- [Problem] Lines that contain the string "styles" are to be copied; leave out all others.

##### Supplied data #####

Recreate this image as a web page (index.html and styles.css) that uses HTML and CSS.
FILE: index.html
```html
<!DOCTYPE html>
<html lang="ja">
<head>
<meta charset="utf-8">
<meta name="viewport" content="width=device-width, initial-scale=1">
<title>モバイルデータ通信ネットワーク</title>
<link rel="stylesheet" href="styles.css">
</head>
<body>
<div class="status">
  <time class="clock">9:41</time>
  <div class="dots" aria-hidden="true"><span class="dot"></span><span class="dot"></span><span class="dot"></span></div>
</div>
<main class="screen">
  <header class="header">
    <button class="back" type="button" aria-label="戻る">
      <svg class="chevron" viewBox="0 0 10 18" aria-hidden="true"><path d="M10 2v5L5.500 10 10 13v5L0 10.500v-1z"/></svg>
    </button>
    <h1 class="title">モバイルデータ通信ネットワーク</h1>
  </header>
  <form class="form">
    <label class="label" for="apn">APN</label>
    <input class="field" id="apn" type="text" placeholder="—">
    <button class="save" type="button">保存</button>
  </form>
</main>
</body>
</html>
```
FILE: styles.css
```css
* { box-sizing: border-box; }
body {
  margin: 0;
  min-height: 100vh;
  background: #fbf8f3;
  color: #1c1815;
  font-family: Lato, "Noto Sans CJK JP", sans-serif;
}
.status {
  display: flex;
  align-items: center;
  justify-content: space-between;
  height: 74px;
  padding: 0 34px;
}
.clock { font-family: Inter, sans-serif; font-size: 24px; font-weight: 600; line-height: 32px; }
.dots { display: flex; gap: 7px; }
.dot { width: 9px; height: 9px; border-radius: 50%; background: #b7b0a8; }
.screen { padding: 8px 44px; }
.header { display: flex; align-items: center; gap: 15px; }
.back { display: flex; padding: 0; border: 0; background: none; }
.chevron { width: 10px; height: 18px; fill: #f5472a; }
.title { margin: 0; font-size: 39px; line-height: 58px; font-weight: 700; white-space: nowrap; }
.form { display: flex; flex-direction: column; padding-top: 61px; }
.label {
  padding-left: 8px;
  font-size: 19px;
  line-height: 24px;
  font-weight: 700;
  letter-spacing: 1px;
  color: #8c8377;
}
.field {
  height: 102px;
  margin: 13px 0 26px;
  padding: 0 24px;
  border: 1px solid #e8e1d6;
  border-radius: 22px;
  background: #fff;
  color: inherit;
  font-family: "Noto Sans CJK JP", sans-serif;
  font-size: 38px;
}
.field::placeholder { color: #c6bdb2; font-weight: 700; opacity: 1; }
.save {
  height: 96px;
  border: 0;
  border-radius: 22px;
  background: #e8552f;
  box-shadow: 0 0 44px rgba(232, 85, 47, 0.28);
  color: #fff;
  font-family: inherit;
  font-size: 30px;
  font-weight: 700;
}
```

#####

- [Written reply]
Recreate this image as a web page (index.html and styles.css) that uses HTML and CSS.
<link rel="stylesheet" href="styles.css">
FILE: styles.css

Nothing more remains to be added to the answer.